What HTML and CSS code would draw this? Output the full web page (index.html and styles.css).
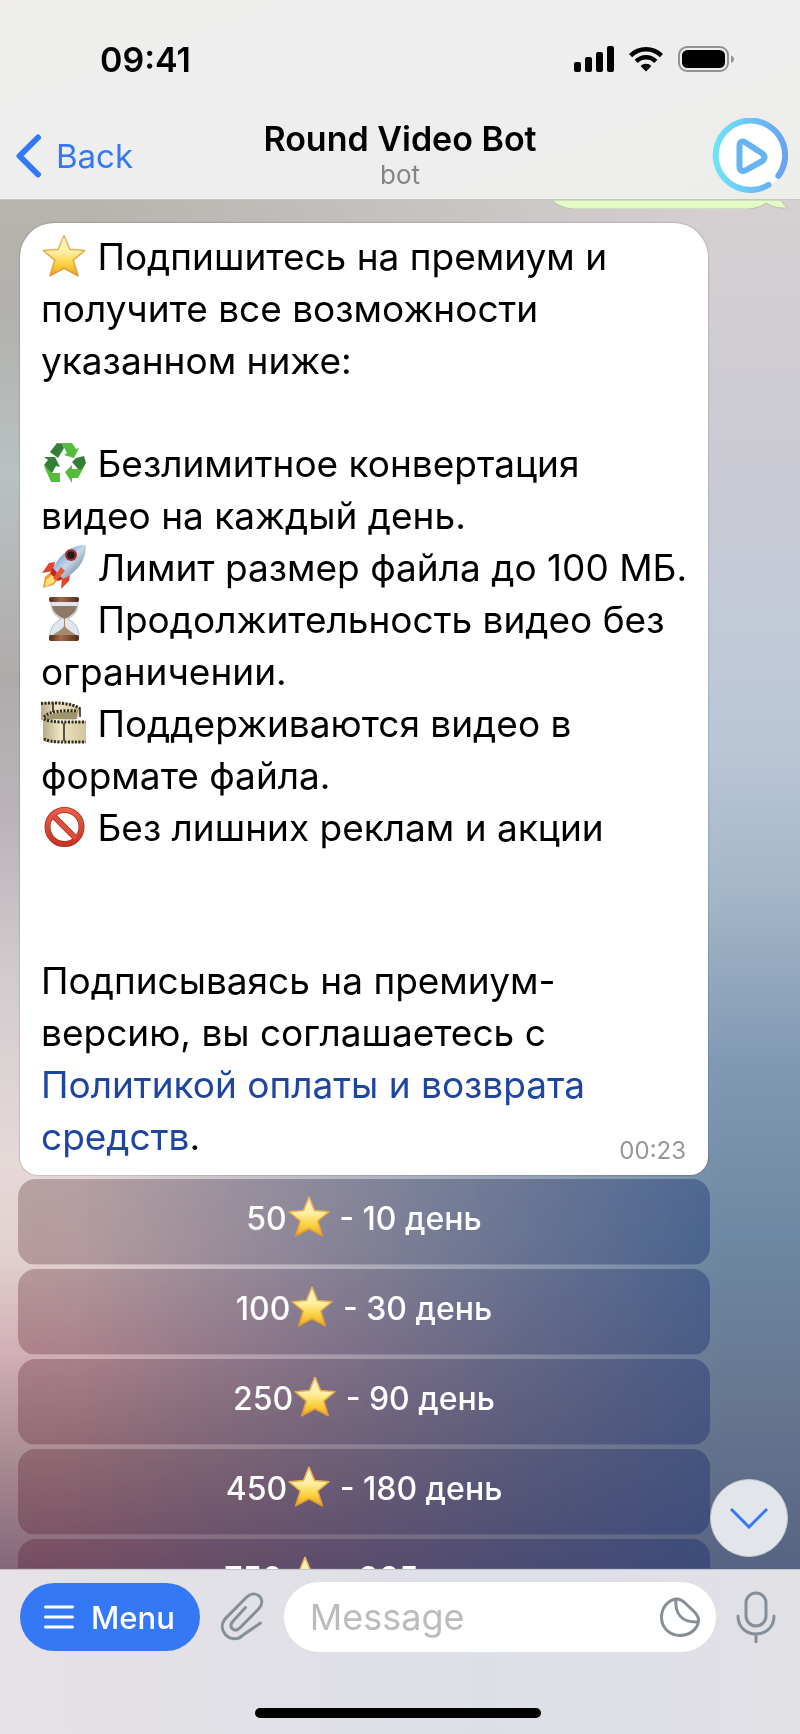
FILE: index.html
```html
<!DOCTYPE html>
<html lang="ru">
<head>
  <meta charset="UTF-8">
  <meta name="viewport" content="width=device-width, initial-scale=1.0">
  <title>Round Video Bot</title>
  <link rel="stylesheet" href="styles.css">
</head>
<body>
  <!-- shared emoji -->
  <svg class="defs" width="0" height="0" aria-hidden="true">
    <defs>
      <linearGradient id="gold" x1="0" y1="0" x2="0" y2="1">
        <stop offset="0" stop-color="#fff6cf"/>
        <stop offset=".4" stop-color="#fff0a4"/>
        <stop offset=".72" stop-color="#fbd140"/>
        <stop offset="1" stop-color="#eba52c"/>
      </linearGradient>
      <linearGradient id="gold-edge" x1="0" y1="0" x2="0" y2="1">
        <stop offset="0" stop-color="#efbb62"/>
        <stop offset="1" stop-color="#e29b2b"/>
      </linearGradient>
      <linearGradient id="hull" x1="0" y1="0" x2="1" y2="1">
        <stop offset="0" stop-color="#3f78c8"/>
        <stop offset=".5" stop-color="#c6d8ea"/>
        <stop offset="1" stop-color="#4e5d70"/>
      </linearGradient>
      <linearGradient id="wood" x1="0" y1="0" x2="1" y2="0">
        <stop offset="0" stop-color="#4f2a1b"/>
        <stop offset=".4" stop-color="#a5694a"/>
        <stop offset="1" stop-color="#4f2a1b"/>
      </linearGradient>
      <linearGradient id="film" x1="0" y1="0" x2="1" y2="0">
        <stop offset="0" stop-color="#b8ab85"/>
        <stop offset=".4" stop-color="#eee5c6"/>
        <stop offset="1" stop-color="#d2c49b"/>
      </linearGradient>
      <linearGradient id="red" x1="0" y1="0" x2="0" y2="1">
        <stop offset="0" stop-color="#e8604a"/>
        <stop offset="1" stop-color="#c93522"/>
      </linearGradient>
      <linearGradient id="ring" x1="0" y1="0" x2="1" y2="0">
        <stop offset="0" stop-color="#6fe3f6"/>
        <stop offset="1" stop-color="#67a3f3"/>
      </linearGradient>
      <symbol id="star" viewBox="0 0 46 46">
        <path d="M23 2.500l5.800 13.800 15 1.200-11.600 9.700 4.700 15.500L23 35.300 9.100 42.700l4.700-15.500L2.200 17.500l15-1.200z" fill="url(#gold)" stroke="url(#gold-edge)" stroke-width="1.600" stroke-linejoin="round"/>
      </symbol>
    </defs>
  </svg>

  <div class="phone">
    <header class="top">
      <div class="status">
        <span class="clock">09:41</span>
        <div class="status-icons">
          <svg width="40" height="26" viewBox="0 0 40 26" aria-hidden="true">
            <rect x="0" y="16" width="7" height="10" rx="2"/>
            <rect x="11" y="11" width="7" height="15" rx="2"/>
            <rect x="22" y="6" width="7" height="20" rx="2"/>
            <rect x="33" y="0" width="7" height="26" rx="2"/>
          </svg>
          <svg width="34" height="26" viewBox="0 0 34 26" aria-hidden="true">
            <g fill="none" stroke="#000" stroke-width="4.500">
              <path d="M1.600 9.600a21.800 21.800 0 0 1 30.800 0"/>
              <path d="M7.200 15.400a13.800 13.800 0 0 1 19.600 0"/>
            </g>
            <path d="M17 25.500l-5.500-5.400a7.800 7.800 0 0 1 11 0z"/>
          </svg>
          <svg width="56" height="26" viewBox="0 0 56 26" aria-hidden="true">
            <rect x="1" y="1" width="49" height="24" rx="8" fill="none" stroke="#929292" stroke-width="2"/>
            <rect x="4" y="4" width="43" height="18" rx="5.500"/>
            <path d="M53 9.500c4 1.500 4 6 0 7.500z" fill="#929292"/>
          </svg>
        </div>
      </div>
      <nav class="nav">
        <a href="#" class="back">
          <svg width="26" height="44" viewBox="0 0 26 44" aria-hidden="true">
            <path d="M22 3.500L3.500 22l18.500 18.500" fill="none" stroke="#3478f6" stroke-width="6" stroke-linecap="round" stroke-linejoin="round"/>
          </svg>
          Back
        </a>
        <div class="title">
          <h1>Round Video Bot</h1>
          <p>bot</p>
        </div>
        <a href="#" class="avatar" aria-label="Round Video Bot">
          <svg width="76" height="76" viewBox="0 0 76 76" aria-hidden="true">
            <circle cx="38" cy="38" r="36" fill="#fff"/>
            <path d="M66.300 58.400A34.700 34.700 0 1 0 56.600 67.300" fill="none" stroke="url(#ring)" stroke-width="6" stroke-linecap="round" transform="translate(0 -.5)"/>
            <path d="M27.500 27.500v21c0 4 2.500 5.500 6 3.800L49.500 43.500c4-2.200 4-6.200 0-8.400L33.500 24.500c-3.500-2-6-.5-6 3z" fill="none" stroke="#66b5f2" stroke-width="6" stroke-linejoin="round"/>
          </svg>
        </a>
      </nav>
    </header>

    <main class="chat">
      <div class="sent">
        <svg width="238" height="9" viewBox="0 0 238 9" aria-hidden="true">
          <path d="M2 0Q11 9 25 9H196Q208 9 216 3Q226 9 238 8Q233 5 231 0Z" fill="#e3fcc6" stroke="#b9c4ab"/>
        </svg>
      </div>

      <article class="message">
        <p>
          <svg class="emoji" viewBox="0 0 46 46" role="img" aria-label="звезда"><use href="#star"/></svg> Подпишитесь на премиум и<br>
          получите все возможности<br>
          указанном ниже:
        </p>
        <p>
          <svg class="emoji" viewBox="0 0 46 46" role="img" aria-label="переработка">
            <g fill="#54bd3b">
              <path d="M16 3h15l4 6 3-1-5 10-10-3 3-2-5-9z"/>
              <path d="M24 32l7-7v4h7l5-8 1 4-7 13h-6v5z"/>
              <path d="M3 26l5 2 3 5h8v9H10z"/>
            </g>
            <g fill="#347e38">
              <path d="M16 3l5 1 2 4-6 10-8-6z"/>
              <path d="M3 17h11l5 10-4-1-4 7-8-8 4-5z"/>
              <path d="M35 18l8-2 2 7-5 7-3-1-6-7z"/>
            </g>
          </svg> Безлимитное конвертация<br>
          видео на каждый день.<br>
          <svg class="emoji" viewBox="0 0 46 46" role="img" aria-label="ракета">
            <path d="M14 18l-6 1-7 10 11-2zM29 31l-1 6-8 8 1-11z" fill="#e2432b"/>
            <path d="M11 27L4 33l-2 11 10-3 7-7z" fill="#f2992c"/>
            <path d="M12 30l-7 6-1 7 8-4 4-5z" fill="#ffe37a"/>
            <path d="M45 1C32 1 20 8 12 24l10 11C37 28 45 16 45 1z" fill="url(#hull)"/>
            <path d="M12 24l-3 5 8 8 5-2z" fill="#b92c22"/>
            <path d="M20 23l-8 11 3 3 9-10z" fill="#e45a3b"/>
            <circle cx="30" cy="11" r="6" fill="#b02a2a"/>
            <circle cx="30" cy="11" r="3.800" fill="#1b1b22"/>
          </svg> Лимит размер файла до 100 МБ.<br>
          <svg class="emoji" viewBox="0 0 46 46" role="img" aria-label="песочные часы">
            <path d="M10 5c0 10 3 14 10 18-7 4-11 8-11 18h29c0-10-4-14-11-18 7-4 10-8 10-18z" fill="#dfe6ee" stroke="#b4bfca"/>
            <path d="M11 10h25c-1 6-5 9-11 12.500h-3C16 19 12 16 11 10z" fill="#8f7866"/>
            <path d="M23 22v8c-2 4-8 6-11 9h23c-3-3-9-5-11-9v-8z" fill="#a58a6e"/>
            <rect x="8" y="1" width="30" height="5" rx="2" fill="url(#wood)"/>
            <rect x="8" y="39" width="30" height="6" rx="2" fill="url(#wood)"/>
          </svg> Продолжительность видео без<br>
          ограничении.<br>
          <svg class="emoji" viewBox="0 0 46 46" role="img" aria-label="киноплёнка">
            <path d="M0 3c12-2 28-1 36 3 6 4 2 10-2 14H0z" fill="url(#film)"/>
            <path d="M2 20c6-7 20-9 34-8v7H14z" fill="#a0946f"/>
            <path d="M2 17c0 5 20 4 43 4v22c-22 0-42 2-43-4z" fill="url(#film)"/>
            <g fill="none" stroke="#2b261a">
              <path d="M0 3.500c14-1 30-1 39 5" stroke-width="3" stroke-dasharray="2 1.500"/>
              <path d="M3 17c5-6 20-7 34-6" stroke-width="3" stroke-dasharray="2 1.500"/>
              <path d="M3 19c8 4 22 3 42 3M3 39c8 4 22 3 42 3" stroke-width="3" stroke-dasharray="2 1.500"/>
              <path d="M12 3v9M39 8v9M23 23v18" stroke-width="1.500"/>
            </g>
          </svg> Поддерживаются видео в<br>
          формате файла.<br>
          <svg class="emoji" viewBox="0 0 46 46" role="img" aria-label="запрещено">
            <g fill="none" stroke="#a92e20">
              <circle cx="23.500" cy="23" r="17" stroke-width="6"/>
              <path d="M12 11.500l23 23" stroke-width="6"/>
            </g>
            <circle cx="23.500" cy="23" r="17" fill="none" stroke="url(#red)" stroke-width="4.500"/>
            <path d="M12 11.500l23 23" fill="none" stroke="#dd4f3b" stroke-width="4.500"/>
          </svg> Без лишних реклам и акции
        </p>
        <p>
          Подписываясь на премиум-<br>
          версию, вы соглашаетесь с<br>
          <a href="#">Политикой оплаты и возврата<br>
          средств</a>.
        </p>
        <time>00:23</time>
      </article>

      <div class="keyboard">
        <button type="button">50<svg class="emoji" role="img" aria-label="звёзд"><use href="#star"/></svg> - 10 день</button>
        <button type="button">100<svg class="emoji" role="img" aria-label="звёзд"><use href="#star"/></svg> - 30 день</button>
        <button type="button">250<svg class="emoji" role="img" aria-label="звёзд"><use href="#star"/></svg> - 90 день</button>
        <button type="button">450<svg class="emoji" role="img" aria-label="звёзд"><use href="#star"/></svg> - 180 день</button>
        <button type="button">750<svg class="emoji" role="img" aria-label="звёзд"><use href="#star"/></svg> - 365 день</button>
      </div>

      <button type="button" class="scroll-down" aria-label="Scroll down">
        <svg width="40" height="22" viewBox="0 0 40 22" aria-hidden="true">
          <path d="M2 2l18 18L38 2" fill="none" stroke="#3478f6" stroke-width="3"/>
        </svg>
      </button>
    </main>

    <footer class="bottom">
      <form class="composer">
        <button type="button" class="menu">
          <svg width="30" height="26" viewBox="0 0 30 26" aria-hidden="true">
            <path d="M1.500 3h27M1.500 13h27M1.500 23h27" stroke="#fff" stroke-width="3" stroke-linecap="round"/>
          </svg>
          Menu
        </button>
        <button type="button" class="icon" aria-label="Attach">
          <svg width="44" height="50" viewBox="0 0 44 50" aria-hidden="true">
            <path d="M25.500 15.500L12.700 29.500c-2.500 3-2.300 5.500-.2 7.300 2.300 2 5 1.600 7.500-1L38.500 17c4.500-5 4-10 .8-12.900C35.600.8 30.500 1.300 26.500 5.300L6.300 25.600C1.500 30.500.8 37 5.300 42.500c5 5.500 12.500 5.500 17.400.8L40.500 31" fill="none" stroke="#858e99" stroke-width="3" stroke-linecap="round" stroke-linejoin="round"/>
          </svg>
        </button>
        <div class="field">
          <input type="text" placeholder="Message" aria-label="Message">
          <button type="button" class="icon" aria-label="Stickers">
            <svg width="40" height="40" viewBox="0 0 40 40" aria-hidden="true">
              <g fill="none" stroke="#858e99" stroke-width="3" stroke-linejoin="round">
                <path d="M16 2C7.500 3.300 1.500 11 1.500 20.500c0 10 8 18 18.500 18S38.500 31 38.500 23c0-3.500-2-6-4.500-8.500L25 6C22 3 19.500 1.500 16 2z"/>
                <path d="M16 2c-1.500 14 5 24 22.500 23"/>
              </g>
            </svg>
          </button>
        </div>
        <button type="button" class="icon" aria-label="Voice message">
          <svg width="40" height="52" viewBox="0 0 40 52" aria-hidden="true">
            <g fill="none" stroke="#858e99" stroke-width="3" stroke-linecap="round">
              <rect x="10" y="2" width="20" height="33" rx="10"/>
              <path d="M2 25c0 11 8 18 18 18s18-7 18-18M20 43v8"/>
            </g>
          </svg>
        </button>
      </form>
      <div class="home-bar"></div>
    </footer>
  </div>
</body>
</html>
```
FILE: styles.css
```css
* {
  box-sizing: border-box;
}
body {
  margin: 0;
  font-family: Inter, "Liberation Sans", sans-serif;
  color: #000;
}
h1, p {
  margin: 0;
}
a {
  text-decoration: none;
}
button, input {
  font: inherit;
  border: none;
  padding: 0;
  background: none;
}
svg {
  display: block;
}
.defs {
  position: absolute;
}
.phone {
  display: flex;
  flex-direction: column;
  height: 100vh;
  overflow: hidden;
}

/* status bar and title */
.top {
  flex: none;
  background: linear-gradient(160deg, #efeeec, #eeeeef 50%, #edeeea);
  border-bottom: 1px solid #c5c5c3;
}
.status {
  display: flex;
  justify-content: space-between;
  align-items: center;
  height: 118px;
  padding: 0 66px 0 100px;
}
.clock {
  font-size: 34px;
  font-weight: 600;
}
.status-icons {
  display: flex;
  gap: 15px;
}
.nav {
  display: grid;
  grid-template-columns: 1fr auto 1fr;
  align-items: center;
  height: 81px;
  padding: 0 12px 6px;
}
.back {
  display: flex;
  align-items: center;
  gap: 14px;
  padding-left: 4px;
  color: #3478f6;
  font-size: 33px;
}
.title {
  padding-bottom: 2px;
  text-align: center;
}
.title h1 {
  font-size: 34px;
  font-weight: 600;
  line-height: 40px;
}
.title p {
  color: #858585;
  font-size: 26px;
  line-height: 32px;
}
.avatar {
  justify-self: end;
}

/* conversation */
.chat {
  position: relative;
  flex: 1;
  min-height: 0;
  overflow: hidden;
  padding: 0 12px 0 18px;
  background: linear-gradient(#b8b4ae, #b2b1ad 8%, #b9c1c2 20%, #b0abab 35%, #bab4b9 45%, #d2cccf 57%, #e5d9d8 70%, #e2d0d0 77%, #d1b0b6 84%, #a98b92 92%, #86677a);
}
.chat::before {
  content: "";
  position: absolute;
  inset: 0;
  background: linear-gradient(#d5d0d1, #cdcbd3 16%, #c3cad7 30%, #b9c6d6 40%, #a6b7c9 50%, #8099b3 63%, #6d88a2 76%, #66768f 88%, #566483);
  mask-image: linear-gradient(to right, transparent 10%, #000 90%);
}
.sent {
  position: relative;
  display: flex;
  justify-content: flex-end;
  height: 23px;
}
.message {
  position: relative;
  width: fit-content;
  min-width: 688px;
  margin-left: 2px;
  padding: 8px 18px 12px 21px;
  background: #fff;
  border-radius: 34px 34px 18px 18px;
  box-shadow: 0 0 1px 1px rgba(0, 0, 0, 0.12);
  font-size: 37px;
  line-height: 52px;
}
.message p + p {
  margin-top: 51px;
}
.message p:nth-of-type(3) {
  margin-top: 101px;
}
.message a {
  color: #1f45a3;
}
.message time {
  position: absolute;
  right: 22px;
  bottom: 8px;
  color: #979797;
  font-size: 24px;
  line-height: 32px;
}
.emoji {
  display: inline-block;
  width: 46px;
  height: 46px;
  vertical-align: -9px;
}
.keyboard {
  position: relative;
  display: flex;
  flex-direction: column;
  gap: 4px;
  width: 692px;
  margin-top: 4px;
}
.keyboard button {
  flex: none;
  height: 86px;
  padding-bottom: 8px;
  color: #fff;
  font-size: 32px;
  font-weight: 500;
  line-height: 44px;
  background: linear-gradient(to right, rgba(130, 30, 50, 0.1), rgba(30, 50, 150, 0.2));
  border-radius: 18px;
  backdrop-filter: brightness(0.82) saturate(1.3);
}
.keyboard .emoji {
  width: 44px;
  height: 44px;
}
.scroll-down {
  position: absolute;
  right: 12px;
  bottom: 12px;
  display: grid;
  place-items: center;
  width: 78px;
  height: 78px;
  background: #e2e6eb;
  border: 1px solid #c3c7cf;
  border-radius: 50%;
}

/* message box */
.bottom {
  flex: none;
  padding: 12px 24px 16px 20px;
  background: linear-gradient(to right, #e6e2e6, #dddfe7 60%, #e1e1e6);
  border-top: 1px solid #c4c4cc;
}
.composer {
  display: flex;
  align-items: center;
  height: 70px;
}
.menu {
  display: flex;
  align-items: center;
  gap: 17px;
  height: 68px;
  padding: 0 25px 0 24px;
  color: #fff;
  font-size: 31px;
  font-weight: 500;
  background: #3478f6;
  border-radius: 34px;
}
.composer > .icon {
  margin-left: 20px;
}
.field {
  flex: 1;
  display: flex;
  align-items: center;
  min-width: 0;
  height: 70px;
  margin-left: 20px;
  padding: 0 16px 0 26px;
  background: #fff;
  border-radius: 35px;
}
.field input {
  flex: 1;
  min-width: 0;
  font-size: 36px;
  outline: none;
}
.field input::placeholder {
  color: #bcbcbf;
}
.home-bar {
  width: 286px;
  height: 10px;
  margin: 56px auto 0;
  background: #000;
  border-radius: 5px;
}
```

EXERCISE OBJECTIVE: Find each line holding "styles". Copy it out.

SOLUTION:
What HTML and CSS code would draw this? Output the full web page (index.html and styles.css).
  <link rel="stylesheet" href="styles.css">
FILE: styles.css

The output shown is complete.